# Problem to solve
Find the word "styles" in the data. Return every line where it appears.

▽

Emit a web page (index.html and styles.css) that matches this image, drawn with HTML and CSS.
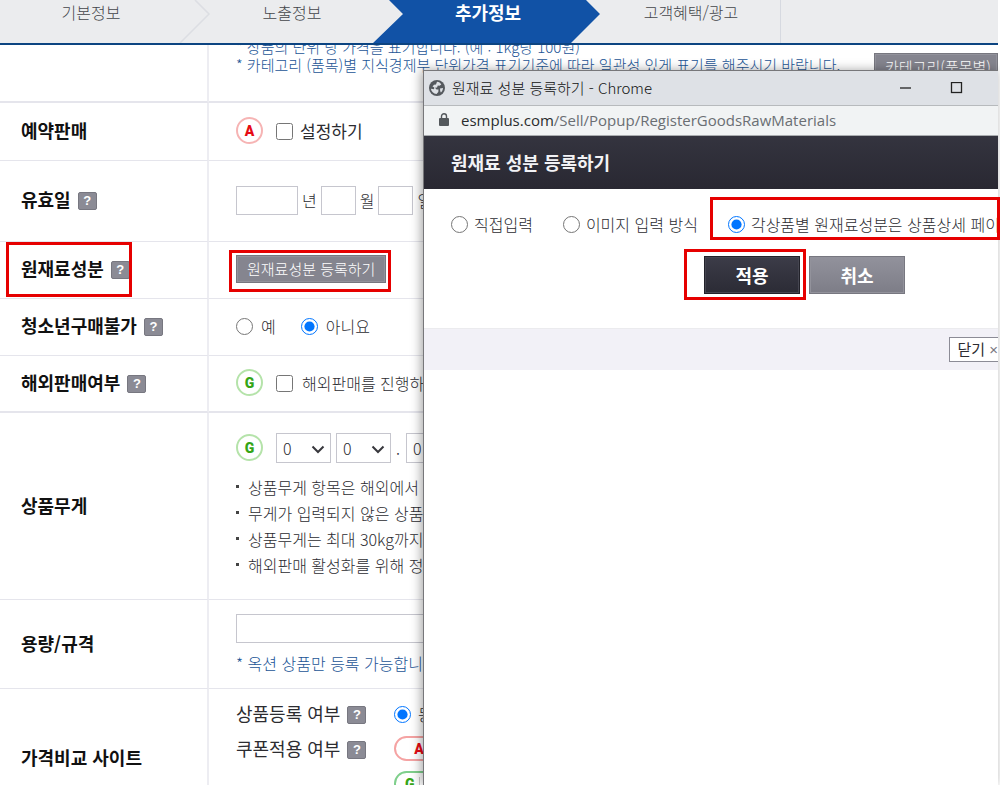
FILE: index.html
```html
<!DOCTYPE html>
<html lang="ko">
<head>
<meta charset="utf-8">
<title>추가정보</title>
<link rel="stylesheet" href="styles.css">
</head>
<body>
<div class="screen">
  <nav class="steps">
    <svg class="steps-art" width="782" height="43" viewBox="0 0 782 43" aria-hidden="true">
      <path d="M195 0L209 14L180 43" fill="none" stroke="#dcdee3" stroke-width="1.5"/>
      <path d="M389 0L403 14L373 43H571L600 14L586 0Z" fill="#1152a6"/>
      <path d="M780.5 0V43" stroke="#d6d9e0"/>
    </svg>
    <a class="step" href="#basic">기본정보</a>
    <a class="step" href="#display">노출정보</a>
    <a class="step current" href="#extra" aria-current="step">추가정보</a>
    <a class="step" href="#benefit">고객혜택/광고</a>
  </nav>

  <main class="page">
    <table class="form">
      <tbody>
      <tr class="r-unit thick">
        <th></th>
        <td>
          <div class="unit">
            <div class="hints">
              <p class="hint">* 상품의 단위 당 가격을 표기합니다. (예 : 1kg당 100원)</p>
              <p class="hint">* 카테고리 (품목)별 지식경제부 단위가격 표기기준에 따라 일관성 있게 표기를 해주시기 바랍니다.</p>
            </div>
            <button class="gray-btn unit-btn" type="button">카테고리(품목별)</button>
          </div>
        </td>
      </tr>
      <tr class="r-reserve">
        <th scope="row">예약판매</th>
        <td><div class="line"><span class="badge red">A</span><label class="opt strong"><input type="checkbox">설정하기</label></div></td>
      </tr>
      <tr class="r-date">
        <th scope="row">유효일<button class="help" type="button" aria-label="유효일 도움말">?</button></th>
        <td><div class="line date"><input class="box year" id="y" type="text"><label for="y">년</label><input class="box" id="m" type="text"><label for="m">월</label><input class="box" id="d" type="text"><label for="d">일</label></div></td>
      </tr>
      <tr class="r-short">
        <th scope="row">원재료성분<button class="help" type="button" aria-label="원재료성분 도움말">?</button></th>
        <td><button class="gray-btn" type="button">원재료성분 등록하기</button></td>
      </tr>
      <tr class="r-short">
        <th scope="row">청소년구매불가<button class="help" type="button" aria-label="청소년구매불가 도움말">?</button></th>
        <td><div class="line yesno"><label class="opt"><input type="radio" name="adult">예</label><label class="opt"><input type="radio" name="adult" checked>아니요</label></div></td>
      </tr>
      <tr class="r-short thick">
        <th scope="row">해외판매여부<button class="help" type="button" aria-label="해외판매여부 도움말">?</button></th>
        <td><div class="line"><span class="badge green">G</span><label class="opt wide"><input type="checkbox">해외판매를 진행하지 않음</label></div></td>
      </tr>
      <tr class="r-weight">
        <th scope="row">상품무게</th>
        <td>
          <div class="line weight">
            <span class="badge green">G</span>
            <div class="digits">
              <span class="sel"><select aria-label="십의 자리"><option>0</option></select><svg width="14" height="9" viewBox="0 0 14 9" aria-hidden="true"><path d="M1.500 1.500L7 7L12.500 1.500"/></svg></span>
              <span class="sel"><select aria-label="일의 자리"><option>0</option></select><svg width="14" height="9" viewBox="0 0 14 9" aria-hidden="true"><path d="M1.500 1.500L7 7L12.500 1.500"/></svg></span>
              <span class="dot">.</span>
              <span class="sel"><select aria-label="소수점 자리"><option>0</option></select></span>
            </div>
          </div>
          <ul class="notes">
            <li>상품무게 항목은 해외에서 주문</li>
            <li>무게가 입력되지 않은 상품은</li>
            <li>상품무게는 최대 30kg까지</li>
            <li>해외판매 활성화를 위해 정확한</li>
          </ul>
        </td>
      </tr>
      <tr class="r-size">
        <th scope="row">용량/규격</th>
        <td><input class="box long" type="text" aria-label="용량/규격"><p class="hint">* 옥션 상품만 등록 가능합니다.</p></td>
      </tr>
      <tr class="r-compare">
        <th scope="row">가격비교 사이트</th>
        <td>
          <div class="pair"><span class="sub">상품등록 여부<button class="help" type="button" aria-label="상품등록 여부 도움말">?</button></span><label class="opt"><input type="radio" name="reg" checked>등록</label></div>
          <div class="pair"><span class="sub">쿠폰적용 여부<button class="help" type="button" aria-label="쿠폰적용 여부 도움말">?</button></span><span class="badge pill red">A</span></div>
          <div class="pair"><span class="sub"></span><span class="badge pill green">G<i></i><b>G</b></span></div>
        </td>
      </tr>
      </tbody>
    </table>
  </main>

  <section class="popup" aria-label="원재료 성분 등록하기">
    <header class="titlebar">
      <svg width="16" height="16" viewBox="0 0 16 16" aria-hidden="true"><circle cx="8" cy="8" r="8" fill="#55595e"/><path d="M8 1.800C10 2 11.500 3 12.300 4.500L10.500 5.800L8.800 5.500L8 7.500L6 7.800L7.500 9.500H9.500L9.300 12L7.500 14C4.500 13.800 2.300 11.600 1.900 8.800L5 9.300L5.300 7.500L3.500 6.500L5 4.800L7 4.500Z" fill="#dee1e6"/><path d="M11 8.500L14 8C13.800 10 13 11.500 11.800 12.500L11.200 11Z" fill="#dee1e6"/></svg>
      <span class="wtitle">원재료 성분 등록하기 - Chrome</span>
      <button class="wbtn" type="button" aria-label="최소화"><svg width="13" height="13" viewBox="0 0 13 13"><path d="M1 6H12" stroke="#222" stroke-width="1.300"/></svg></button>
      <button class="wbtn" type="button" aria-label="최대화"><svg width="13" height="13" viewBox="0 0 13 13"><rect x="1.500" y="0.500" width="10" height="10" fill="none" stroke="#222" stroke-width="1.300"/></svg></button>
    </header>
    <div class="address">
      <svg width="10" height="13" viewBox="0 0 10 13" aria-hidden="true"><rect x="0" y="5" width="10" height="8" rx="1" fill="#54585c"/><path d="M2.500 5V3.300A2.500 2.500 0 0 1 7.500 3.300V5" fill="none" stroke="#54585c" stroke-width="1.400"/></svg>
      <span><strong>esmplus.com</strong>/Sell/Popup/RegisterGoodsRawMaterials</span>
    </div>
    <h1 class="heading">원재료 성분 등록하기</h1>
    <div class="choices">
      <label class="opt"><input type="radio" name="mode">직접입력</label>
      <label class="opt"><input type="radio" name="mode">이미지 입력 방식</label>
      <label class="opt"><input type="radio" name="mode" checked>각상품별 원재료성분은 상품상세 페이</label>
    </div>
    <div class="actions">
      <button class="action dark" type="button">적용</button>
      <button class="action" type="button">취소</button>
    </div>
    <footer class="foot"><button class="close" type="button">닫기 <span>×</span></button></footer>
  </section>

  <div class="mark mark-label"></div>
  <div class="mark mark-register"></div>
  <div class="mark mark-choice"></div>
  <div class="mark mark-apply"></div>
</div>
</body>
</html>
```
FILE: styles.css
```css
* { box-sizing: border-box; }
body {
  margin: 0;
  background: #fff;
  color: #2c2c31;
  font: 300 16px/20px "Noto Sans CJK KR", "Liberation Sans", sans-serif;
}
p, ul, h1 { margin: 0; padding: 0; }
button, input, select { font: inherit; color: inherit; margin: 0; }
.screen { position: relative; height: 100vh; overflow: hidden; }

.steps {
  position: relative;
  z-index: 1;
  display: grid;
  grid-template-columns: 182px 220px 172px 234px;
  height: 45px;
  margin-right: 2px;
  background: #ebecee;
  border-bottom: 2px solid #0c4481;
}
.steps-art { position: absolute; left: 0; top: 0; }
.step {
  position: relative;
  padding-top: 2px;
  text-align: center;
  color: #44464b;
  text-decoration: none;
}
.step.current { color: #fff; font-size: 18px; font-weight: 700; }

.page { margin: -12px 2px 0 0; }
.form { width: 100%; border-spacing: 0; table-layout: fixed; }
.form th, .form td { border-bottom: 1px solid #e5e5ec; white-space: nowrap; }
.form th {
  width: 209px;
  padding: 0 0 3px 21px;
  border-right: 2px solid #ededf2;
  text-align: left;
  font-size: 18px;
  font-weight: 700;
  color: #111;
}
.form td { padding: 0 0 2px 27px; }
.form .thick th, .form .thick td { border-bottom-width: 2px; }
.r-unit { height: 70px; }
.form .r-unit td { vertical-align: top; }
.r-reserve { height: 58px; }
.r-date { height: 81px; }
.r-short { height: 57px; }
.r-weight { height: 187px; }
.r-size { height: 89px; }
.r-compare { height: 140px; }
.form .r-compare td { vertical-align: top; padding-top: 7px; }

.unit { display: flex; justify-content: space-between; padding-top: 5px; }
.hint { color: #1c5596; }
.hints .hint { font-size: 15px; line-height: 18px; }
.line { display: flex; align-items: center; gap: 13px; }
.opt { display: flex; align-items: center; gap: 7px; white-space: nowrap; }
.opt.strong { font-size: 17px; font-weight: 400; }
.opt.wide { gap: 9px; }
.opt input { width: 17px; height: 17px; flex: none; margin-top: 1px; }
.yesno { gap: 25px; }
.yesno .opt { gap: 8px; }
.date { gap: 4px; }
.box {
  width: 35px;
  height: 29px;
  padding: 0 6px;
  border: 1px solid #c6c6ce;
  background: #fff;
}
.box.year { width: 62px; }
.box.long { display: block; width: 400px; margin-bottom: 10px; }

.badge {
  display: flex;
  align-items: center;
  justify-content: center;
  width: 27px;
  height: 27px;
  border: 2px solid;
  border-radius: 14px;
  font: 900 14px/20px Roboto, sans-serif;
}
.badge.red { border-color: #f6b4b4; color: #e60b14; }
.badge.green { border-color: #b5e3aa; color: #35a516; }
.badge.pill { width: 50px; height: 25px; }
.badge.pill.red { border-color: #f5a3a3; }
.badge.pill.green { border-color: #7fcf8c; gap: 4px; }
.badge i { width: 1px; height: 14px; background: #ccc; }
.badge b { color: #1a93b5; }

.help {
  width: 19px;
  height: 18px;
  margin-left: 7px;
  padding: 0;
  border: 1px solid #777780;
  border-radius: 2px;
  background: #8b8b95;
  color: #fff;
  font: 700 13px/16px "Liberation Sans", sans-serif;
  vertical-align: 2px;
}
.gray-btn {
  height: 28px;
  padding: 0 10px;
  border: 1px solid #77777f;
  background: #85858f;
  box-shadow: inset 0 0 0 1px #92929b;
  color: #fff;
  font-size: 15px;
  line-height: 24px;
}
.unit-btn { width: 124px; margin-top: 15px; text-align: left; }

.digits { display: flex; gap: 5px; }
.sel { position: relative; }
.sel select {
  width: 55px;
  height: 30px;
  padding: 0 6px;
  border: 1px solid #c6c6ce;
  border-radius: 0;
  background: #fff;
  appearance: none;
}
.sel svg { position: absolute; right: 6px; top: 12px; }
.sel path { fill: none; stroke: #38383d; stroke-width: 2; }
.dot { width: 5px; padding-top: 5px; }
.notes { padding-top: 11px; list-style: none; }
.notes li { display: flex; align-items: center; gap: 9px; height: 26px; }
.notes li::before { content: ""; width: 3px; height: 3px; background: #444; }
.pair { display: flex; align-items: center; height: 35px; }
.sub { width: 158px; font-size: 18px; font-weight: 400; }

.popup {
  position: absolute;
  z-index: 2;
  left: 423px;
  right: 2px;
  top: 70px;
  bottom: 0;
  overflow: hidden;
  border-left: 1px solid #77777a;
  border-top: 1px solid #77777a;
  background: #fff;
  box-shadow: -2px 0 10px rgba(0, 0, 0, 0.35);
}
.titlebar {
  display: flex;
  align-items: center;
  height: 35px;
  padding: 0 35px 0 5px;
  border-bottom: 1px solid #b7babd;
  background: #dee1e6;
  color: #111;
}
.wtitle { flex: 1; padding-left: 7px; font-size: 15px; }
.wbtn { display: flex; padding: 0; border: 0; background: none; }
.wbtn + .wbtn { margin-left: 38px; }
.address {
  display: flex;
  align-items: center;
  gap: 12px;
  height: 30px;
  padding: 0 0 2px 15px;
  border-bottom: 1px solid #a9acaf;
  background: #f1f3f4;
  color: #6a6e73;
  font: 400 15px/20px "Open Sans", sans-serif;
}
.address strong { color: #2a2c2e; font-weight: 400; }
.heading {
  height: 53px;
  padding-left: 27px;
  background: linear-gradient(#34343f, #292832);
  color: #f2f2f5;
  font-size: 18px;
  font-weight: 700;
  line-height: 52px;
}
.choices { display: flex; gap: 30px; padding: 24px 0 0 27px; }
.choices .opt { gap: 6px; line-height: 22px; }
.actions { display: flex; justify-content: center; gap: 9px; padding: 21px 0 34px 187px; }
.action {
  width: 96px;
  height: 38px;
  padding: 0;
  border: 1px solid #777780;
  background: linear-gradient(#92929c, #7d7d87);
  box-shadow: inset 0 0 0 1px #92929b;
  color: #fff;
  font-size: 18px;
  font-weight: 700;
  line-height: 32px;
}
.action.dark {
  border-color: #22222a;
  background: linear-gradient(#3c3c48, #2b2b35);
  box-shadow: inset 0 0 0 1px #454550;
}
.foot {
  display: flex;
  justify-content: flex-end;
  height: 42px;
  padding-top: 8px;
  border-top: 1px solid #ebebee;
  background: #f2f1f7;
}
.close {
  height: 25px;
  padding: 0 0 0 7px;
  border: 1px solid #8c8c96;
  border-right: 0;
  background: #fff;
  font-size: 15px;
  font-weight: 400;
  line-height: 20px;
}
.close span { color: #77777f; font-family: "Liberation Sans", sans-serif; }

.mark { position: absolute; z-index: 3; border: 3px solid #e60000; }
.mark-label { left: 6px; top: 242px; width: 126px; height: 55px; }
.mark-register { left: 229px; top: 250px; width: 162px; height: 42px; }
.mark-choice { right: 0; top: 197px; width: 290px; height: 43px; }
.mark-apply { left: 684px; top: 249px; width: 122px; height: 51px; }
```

△

# Answer below
Emit a web page (index.html and styles.css) that matches this image, drawn with HTML and CSS.
<link rel="stylesheet" href="styles.css">
FILE: styles.css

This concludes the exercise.